> _Work required_: Print exactly the lines that run from the line containing "Recreate this image" to the line containing "import React from", both included, and nothing else; pictures stay out.

## START

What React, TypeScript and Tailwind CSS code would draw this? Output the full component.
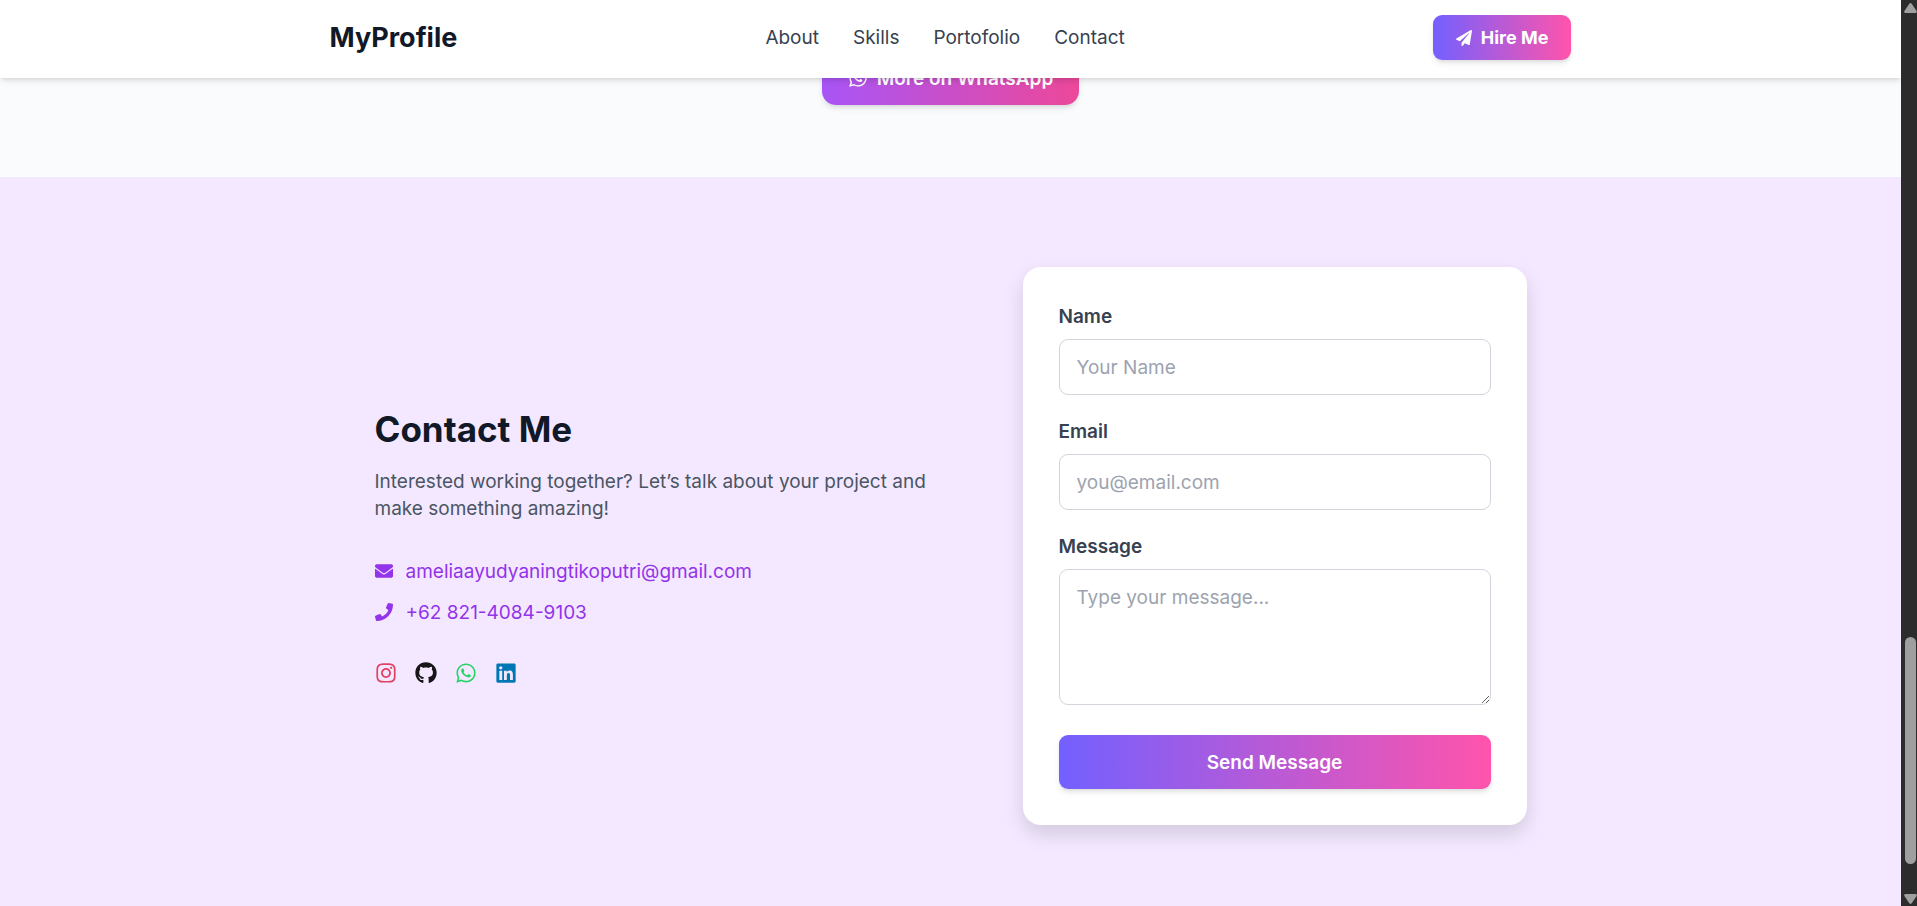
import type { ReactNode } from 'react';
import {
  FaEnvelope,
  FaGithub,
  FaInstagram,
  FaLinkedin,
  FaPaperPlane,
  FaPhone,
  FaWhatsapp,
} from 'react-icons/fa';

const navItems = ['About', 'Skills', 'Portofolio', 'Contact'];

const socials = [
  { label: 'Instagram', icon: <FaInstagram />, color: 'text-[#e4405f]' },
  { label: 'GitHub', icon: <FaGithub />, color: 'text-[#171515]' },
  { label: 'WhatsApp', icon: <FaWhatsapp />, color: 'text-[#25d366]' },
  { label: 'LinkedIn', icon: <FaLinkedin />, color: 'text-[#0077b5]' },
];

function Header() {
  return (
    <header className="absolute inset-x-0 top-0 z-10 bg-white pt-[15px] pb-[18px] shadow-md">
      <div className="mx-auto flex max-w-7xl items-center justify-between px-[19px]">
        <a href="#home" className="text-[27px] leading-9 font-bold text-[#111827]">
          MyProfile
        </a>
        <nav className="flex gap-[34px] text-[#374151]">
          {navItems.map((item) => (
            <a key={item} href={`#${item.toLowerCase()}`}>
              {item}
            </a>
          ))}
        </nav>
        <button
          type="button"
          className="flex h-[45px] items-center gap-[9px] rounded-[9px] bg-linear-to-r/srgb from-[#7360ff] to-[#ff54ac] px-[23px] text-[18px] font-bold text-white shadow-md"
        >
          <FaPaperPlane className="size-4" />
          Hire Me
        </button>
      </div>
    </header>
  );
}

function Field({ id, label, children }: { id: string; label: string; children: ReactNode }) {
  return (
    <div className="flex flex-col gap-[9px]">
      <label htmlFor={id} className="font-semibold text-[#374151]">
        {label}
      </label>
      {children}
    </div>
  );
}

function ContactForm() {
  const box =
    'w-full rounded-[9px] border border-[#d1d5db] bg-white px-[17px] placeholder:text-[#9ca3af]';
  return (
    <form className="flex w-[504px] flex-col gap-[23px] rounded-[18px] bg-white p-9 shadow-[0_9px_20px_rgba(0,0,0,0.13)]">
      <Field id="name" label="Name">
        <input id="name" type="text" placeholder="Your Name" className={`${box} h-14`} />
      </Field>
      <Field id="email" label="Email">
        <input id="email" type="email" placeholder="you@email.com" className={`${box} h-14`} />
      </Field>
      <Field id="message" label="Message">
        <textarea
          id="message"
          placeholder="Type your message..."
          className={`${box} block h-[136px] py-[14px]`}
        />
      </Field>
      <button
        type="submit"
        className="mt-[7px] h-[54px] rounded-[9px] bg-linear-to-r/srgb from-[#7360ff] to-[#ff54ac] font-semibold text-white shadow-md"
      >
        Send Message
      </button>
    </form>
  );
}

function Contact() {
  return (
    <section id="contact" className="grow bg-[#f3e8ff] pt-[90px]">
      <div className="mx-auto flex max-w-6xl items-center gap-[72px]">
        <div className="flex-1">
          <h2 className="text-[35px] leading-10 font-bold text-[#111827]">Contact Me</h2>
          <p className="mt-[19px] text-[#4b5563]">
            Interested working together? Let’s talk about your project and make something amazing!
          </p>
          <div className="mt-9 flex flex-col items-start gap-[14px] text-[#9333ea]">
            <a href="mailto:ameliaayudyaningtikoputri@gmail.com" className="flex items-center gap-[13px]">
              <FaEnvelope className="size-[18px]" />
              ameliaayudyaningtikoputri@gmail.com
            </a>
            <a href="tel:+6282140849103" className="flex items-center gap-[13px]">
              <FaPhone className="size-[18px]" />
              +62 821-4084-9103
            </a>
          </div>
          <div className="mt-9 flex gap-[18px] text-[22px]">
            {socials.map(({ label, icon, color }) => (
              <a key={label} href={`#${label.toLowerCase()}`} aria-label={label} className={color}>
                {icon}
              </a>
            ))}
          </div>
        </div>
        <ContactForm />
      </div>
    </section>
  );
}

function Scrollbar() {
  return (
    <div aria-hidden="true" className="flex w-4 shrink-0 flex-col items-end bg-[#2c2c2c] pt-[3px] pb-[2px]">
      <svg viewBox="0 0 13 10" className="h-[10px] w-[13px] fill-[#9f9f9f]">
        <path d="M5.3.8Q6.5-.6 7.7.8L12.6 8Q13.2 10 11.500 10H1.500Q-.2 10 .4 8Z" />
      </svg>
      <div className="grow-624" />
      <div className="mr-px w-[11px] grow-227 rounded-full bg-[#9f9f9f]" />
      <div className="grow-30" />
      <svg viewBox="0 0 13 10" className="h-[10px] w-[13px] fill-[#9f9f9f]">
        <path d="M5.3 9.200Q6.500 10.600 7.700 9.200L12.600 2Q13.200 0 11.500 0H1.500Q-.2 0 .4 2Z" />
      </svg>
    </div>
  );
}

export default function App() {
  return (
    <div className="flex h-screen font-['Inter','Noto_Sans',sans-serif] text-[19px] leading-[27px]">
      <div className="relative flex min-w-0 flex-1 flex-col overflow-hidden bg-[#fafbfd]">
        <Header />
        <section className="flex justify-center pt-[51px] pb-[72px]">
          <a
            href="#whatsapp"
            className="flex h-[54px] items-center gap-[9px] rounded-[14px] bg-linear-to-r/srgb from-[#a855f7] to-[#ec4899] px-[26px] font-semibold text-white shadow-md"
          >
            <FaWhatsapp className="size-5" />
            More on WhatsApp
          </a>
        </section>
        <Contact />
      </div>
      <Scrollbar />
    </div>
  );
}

## END
## START

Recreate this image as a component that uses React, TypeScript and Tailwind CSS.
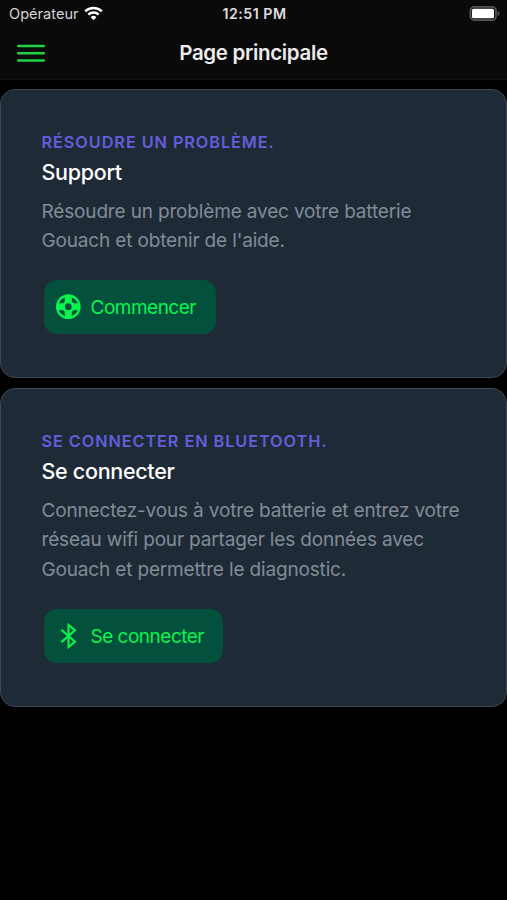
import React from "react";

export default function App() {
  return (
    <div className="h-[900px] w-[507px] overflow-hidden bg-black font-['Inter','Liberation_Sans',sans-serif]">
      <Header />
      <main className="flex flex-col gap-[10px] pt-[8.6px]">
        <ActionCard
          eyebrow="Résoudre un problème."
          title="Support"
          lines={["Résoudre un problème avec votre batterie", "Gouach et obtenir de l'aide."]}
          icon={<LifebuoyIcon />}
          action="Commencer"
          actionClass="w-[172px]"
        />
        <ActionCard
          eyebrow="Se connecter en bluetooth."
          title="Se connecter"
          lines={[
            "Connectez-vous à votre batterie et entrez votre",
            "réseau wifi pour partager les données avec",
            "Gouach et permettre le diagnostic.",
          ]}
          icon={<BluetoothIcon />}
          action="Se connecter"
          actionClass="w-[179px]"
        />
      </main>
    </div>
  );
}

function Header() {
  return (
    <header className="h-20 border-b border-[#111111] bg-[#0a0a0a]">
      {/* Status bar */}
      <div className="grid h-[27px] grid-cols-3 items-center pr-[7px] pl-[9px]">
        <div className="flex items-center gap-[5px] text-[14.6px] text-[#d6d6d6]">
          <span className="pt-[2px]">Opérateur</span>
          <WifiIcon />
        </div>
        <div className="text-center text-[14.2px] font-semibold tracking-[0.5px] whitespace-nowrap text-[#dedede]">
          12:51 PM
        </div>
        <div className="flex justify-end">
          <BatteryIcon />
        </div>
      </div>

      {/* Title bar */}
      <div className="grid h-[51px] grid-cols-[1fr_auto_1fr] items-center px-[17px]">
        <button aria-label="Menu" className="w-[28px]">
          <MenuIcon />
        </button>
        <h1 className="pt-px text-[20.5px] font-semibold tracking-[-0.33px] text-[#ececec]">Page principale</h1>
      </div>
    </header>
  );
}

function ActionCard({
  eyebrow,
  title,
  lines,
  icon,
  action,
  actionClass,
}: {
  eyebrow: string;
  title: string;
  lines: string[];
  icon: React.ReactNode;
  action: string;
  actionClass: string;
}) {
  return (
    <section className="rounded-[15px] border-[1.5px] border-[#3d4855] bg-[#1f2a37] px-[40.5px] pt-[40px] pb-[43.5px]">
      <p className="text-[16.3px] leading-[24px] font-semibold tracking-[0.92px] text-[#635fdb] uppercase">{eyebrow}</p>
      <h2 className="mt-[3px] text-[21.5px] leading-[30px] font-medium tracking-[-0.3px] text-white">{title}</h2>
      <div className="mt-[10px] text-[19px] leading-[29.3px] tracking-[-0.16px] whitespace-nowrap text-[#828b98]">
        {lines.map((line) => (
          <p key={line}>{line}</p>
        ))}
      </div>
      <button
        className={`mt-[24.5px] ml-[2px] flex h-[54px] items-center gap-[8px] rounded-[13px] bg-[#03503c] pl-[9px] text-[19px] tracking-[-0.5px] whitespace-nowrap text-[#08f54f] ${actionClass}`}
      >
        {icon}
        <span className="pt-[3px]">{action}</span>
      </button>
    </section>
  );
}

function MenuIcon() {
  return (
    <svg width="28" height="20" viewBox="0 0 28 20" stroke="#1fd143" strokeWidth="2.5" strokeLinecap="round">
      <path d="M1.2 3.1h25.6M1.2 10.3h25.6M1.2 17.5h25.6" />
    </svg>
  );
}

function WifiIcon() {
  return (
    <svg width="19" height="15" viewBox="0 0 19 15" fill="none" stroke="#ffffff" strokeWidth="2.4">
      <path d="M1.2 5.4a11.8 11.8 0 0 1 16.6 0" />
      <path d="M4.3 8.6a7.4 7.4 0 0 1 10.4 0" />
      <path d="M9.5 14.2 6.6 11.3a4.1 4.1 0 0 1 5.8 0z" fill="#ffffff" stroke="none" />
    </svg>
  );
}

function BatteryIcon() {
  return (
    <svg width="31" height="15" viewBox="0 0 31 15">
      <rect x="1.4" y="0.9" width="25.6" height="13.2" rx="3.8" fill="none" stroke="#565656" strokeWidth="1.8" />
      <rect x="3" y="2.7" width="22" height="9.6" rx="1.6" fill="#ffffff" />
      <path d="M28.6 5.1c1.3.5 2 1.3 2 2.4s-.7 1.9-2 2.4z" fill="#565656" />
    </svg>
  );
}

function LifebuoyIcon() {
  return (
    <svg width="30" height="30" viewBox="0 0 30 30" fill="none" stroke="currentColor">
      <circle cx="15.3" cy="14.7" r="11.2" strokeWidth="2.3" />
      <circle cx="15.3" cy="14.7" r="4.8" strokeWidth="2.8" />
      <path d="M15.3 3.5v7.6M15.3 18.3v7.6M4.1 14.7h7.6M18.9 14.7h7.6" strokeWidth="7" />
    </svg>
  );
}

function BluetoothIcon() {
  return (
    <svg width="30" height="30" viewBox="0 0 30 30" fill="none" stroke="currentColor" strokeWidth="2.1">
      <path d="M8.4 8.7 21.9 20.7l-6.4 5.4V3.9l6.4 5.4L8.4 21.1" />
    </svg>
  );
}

## END

> _Finished exercise_:
Recreate this image as a component that uses React, TypeScript and Tailwind CSS.
import React from "react";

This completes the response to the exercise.